The evening’s highlights were the cartoons that had specific musical connections. Most amusing of all was What’s Opera Doc?, a pastiche of Wagner themes from the four Ring operas, the Flying Dutchman, Rienzi and Tannhaüser with the score created by pianist/arranger Milt Franklyn. Elmer Fudd plays Siegfried and is the victim of Bugs’ wildly silly antics. Bugs, dressed as Brunhilde, climbs steps to a tower where he is rescued and rides a terribly plump horse as it flies through the air to the ground. The most memorable moment is when Elmer sings “Kill da Wabbit” to the tune of the Ride of the Valkyries. Here, as in all the cartoons where the live orchestra accompanied, Daugherty and all the orchestra musicians wore earphones providing a click-track to assist in staying exactly together with music and sound effects. The precision was breathtaking. Invented with the help of legendary composer/arranger Carl Stalling for Disney’s pioneering Mickey Mouse cartoon Steamboat Willie (1928), this process of punching holes in the film to create the needed clicks on the beats remains the industry standard.
Johann Strauss Jr.’s waltzes provided grist for the marvelous two-part Corney Concerto. Elmer Fudd acts as emcee and conductor, and at one point literally pops his collar and loses his shirt. In part one he and his faithful dog hunt Bugs Bunny to the tune of Tales of the Vienna Woods. Then a charming variation on the Ugly Duckling story adds visual narrative to The Blue Danube, as the little black duck, after saving the mother swan and her three cygnets, joins the family.
Equally diverting was Rhapsody Rabbit, containing Bugs Bunny’s piano performance of Liszt’s Hungarian Rhapsody No. 2 in Carl Stalling’s arrangement and with Milt Franklyn’s piano solo. Pianist Bugs and a tiny mouse compete to get audience attention, creating a memorable visual vignette. Baton Bunny employs Franz von Suppé’s Overture to Morning, Noon, and Night in Vienna to present Bugs as the conductor.
Selections from Rossini’s Barber of Seville provided the impetus for Carl Stalling’s Largo al Factotum from Back Alley Oproar. Here Sylvester the cat constantly wakes up Elmer Fudd as he strives to fall asleep. In The Rabbit of Seville Milt Franklyn arranged the Barber of Seville Overture to accompany Elmer Fudd’s chasing Bugs Bunny into an opera house, where Bugs, to Elmer’s chagrin, assumes the barber’s persona. Generations of young children were introduced to this music by the cartoons. Similarly, many experienced The Dance of the Comedians from Smetena’s opera, The Bartered Bride, for the first time in Zoom and Bored, a Roadrunner cartoon scored by Stalling and Frankyn.

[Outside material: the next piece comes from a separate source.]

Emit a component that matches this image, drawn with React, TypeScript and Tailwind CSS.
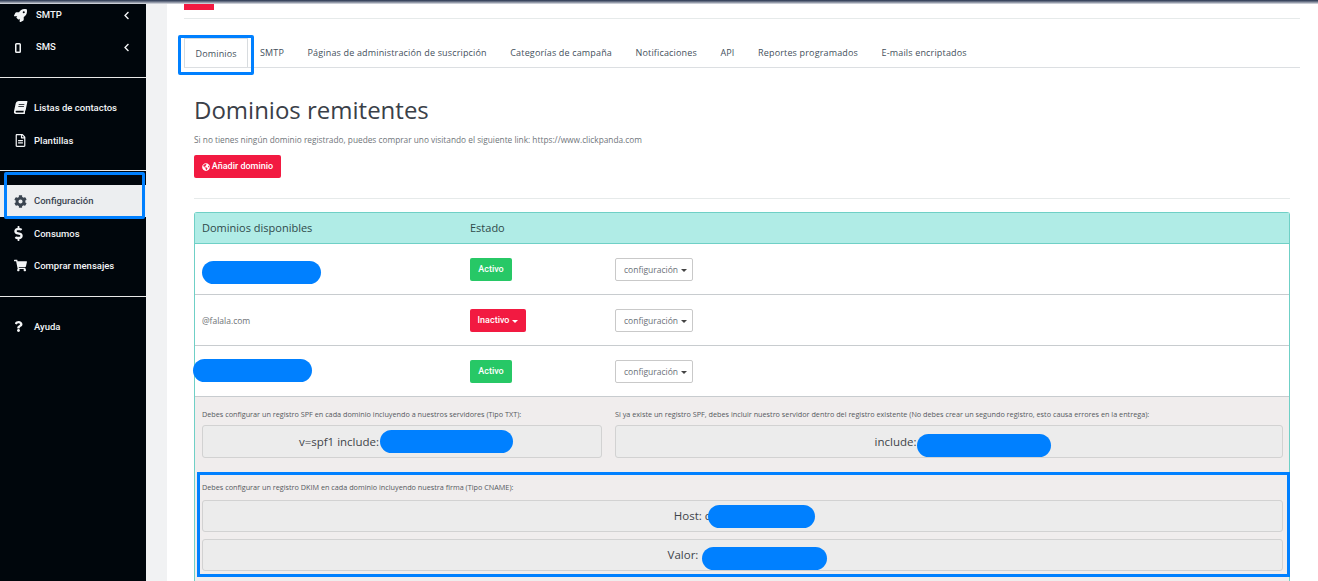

The Hanna-Barbera Studios, absorbed by Warner Brothers, provided more classical music source material. Tom and Jerry in the Hollywood Bowl uses Scott Bradly’s take on Johann Strauss Jr.’s overture to Die Fliedermaus to depict Tom and Jerry’s conducting competition. Scooby Doo’s Hall of the Mountain King employed Edvard Grieg’s In the Hall of the Mountain King from Peer Gynt in a montage of Scooby’s scary exploits. Bedrock Ballet uses Jacques Offenbach’s Can-Can from Orpheus and the Underworld to accompany a Flintstones montage.
The orchestra played two other selections without cartoon accompaniment: Biedrich Smetana’s Dance of the Comedians from The Bartered Bride and Franz von Suppé’s The Beautiful Galatea Overture. These started the first and second half respectively. While the performances were good, the preponderance of bass drum and cymbals seemed excessive.
This very enjoyable evening also included film composer Max Steiner’s short Warner Brothers Fanfare and several performances of the Merry Melodies Theme, the final version of which included Porky Pig’s famous “That’s All, Folks.” Daugherty himself provided the closing History of Warner Bros. Cartoons in Four-And-One–Half Minutes, a montage to the tune of Rossini’s William Tell Overture finale. The frenetic tempo suited this disjointed pastiche of the many characters. The concert was followed by a terrific fireworks display.
Robert Rollin is Professor of Composition at The Dana School of Music at Youngstown State University. He will teach a course in film scoring this fall.